Czech character display problem

I have frustrating display problem concerning Czech characters.

Users notes are saved to a MySQL database in utf-8. The Czech characters are saved in correct format in database.

They display correctly on one page but on another using exactly the same code to both retrieve from database and display in a textarea field they do not display correctly.

Other Czech characters on the page outside the textarea field on both pages do display correctly, leading me to believe the page encoding is correct. It is only the characters inside the textarea field that display incorrectly.

I can give urls but you would need to register to see the pages in question.

site url: Acupuncture For The Mind - Akupunkturapromysl

Register (free) then in the user home page (Acupuncture For The Mind - Course Control Center) scroll to the bottom and you will see the notes field. This displays Czech characters as it should.

If you go to module one (Acupuncture For The Mind - Akupunkturapromysl) and scroll down the notes field at the bottom of the page does not display Czech characters correctly.

Any help or suggestions gratefully received before what little hair I do have left is pulled out! :slight_smile:

I do not know the answer but what I would try is this;

echo the text onto the page outside of the <textarea> - does that still display bad characters?

Thus indicating whether it is a problem with the text area (or the code that generates the text area).

then

echo the offending text on the first (comparison) page you mentioned, hopefully proving the database handling code is not at fault.

Cups thanks for the suggestion. Here’s what happened:

echo the characters after retrieving from the database = same error

copy the actual characters and echo anywhere = no problem - so the Czech characters display correctly on all pages

retrieving from the database causes the characters to display incorrectly on the one page, but not on the other

checked the data in the database and it is saved and displays correctly there as Czech characters

both pages encoded as utf-8 and confirmed in the http headers

both pages use identical code to retrieve and dispay the data

any ideas?

you said originally:

Other Czech characters on the page outside the textarea field on both pages do display correctly, leading me to believe the page encoding is correct. It is only the characters inside the textarea field that display incorrectly.

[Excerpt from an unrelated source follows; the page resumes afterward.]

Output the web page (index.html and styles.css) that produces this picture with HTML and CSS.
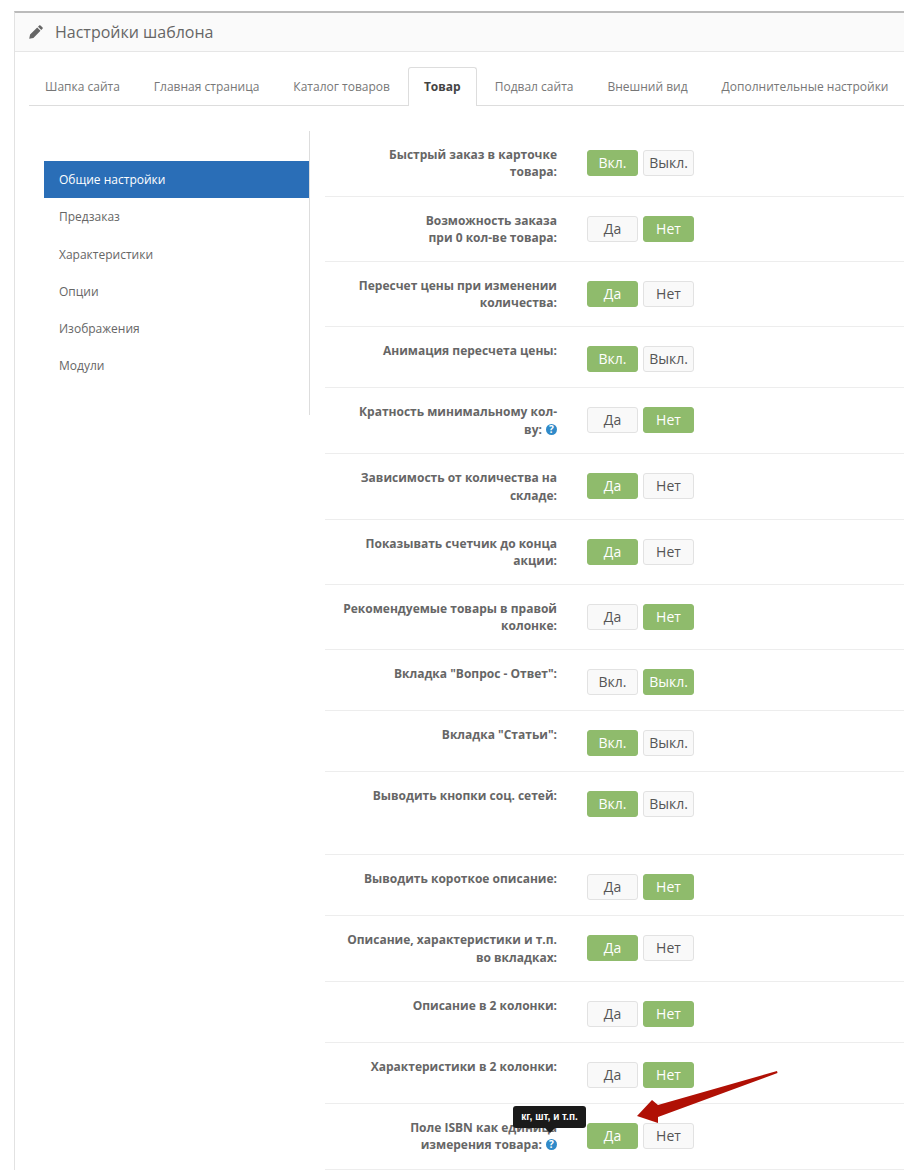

This suggested that it was only the text being displayed inside the textarea which was displaying incorrectly.

I suggested:

echo the text onto the page outside of the <textarea> - does that still display bad characters?

I meant on that same page, leave off the text area and display the offending text with the good text around it.

Are you saying you did this and you have a mixture of good and bad text on the same page, as straight html?

Where is the text for the textarea originally generated from?

I recall having an issue like this yours - where users could upload a text file (for a translation) and that text file was not utf-8, and therefore the text was tainted all the way through its life-cycle until I displayed it.

Edit:

I suspect it is the same case if they even copy from a text file which is not utf-8 and paste into an input screen - you may have to implicitly set encoding to uft-8 prior to saving.

Here are some quality i18n and l10n links which might help you turn up the answer.

Character Sets / Character Encoding Issues [Web Application Component Toolkit]
PHP charset/encoding FAQ - Kore Nordmann - PHP / Projects / Politics
Charset vs. Encoding - Kore Nordmann - PHP / Projects / Politics
Internationalisation Gotchas — Internationalisation Tips

The best advice though it to enforce utf-8 at every single step of the way, from where the text is generated (not from where it is copied as mentioned previously) through to the server encoding, database i/o, html and browser.

Cups hi and thanks for your help.

When the data is pulled from the database it displays badly inside or outside the form textarea field.

If I copy the same Czech characters and echo them straight to the page they display fine. It is pulling them from the database that precipitates the bad display.

The Czech characters display and are therefore saved correctly inside the database and they also display inside another page correctly when pulled from the database.

So on one page all is fine. On another with exactly the same code, it is not! That is the puzzle.

Thanks for the links, going through them now.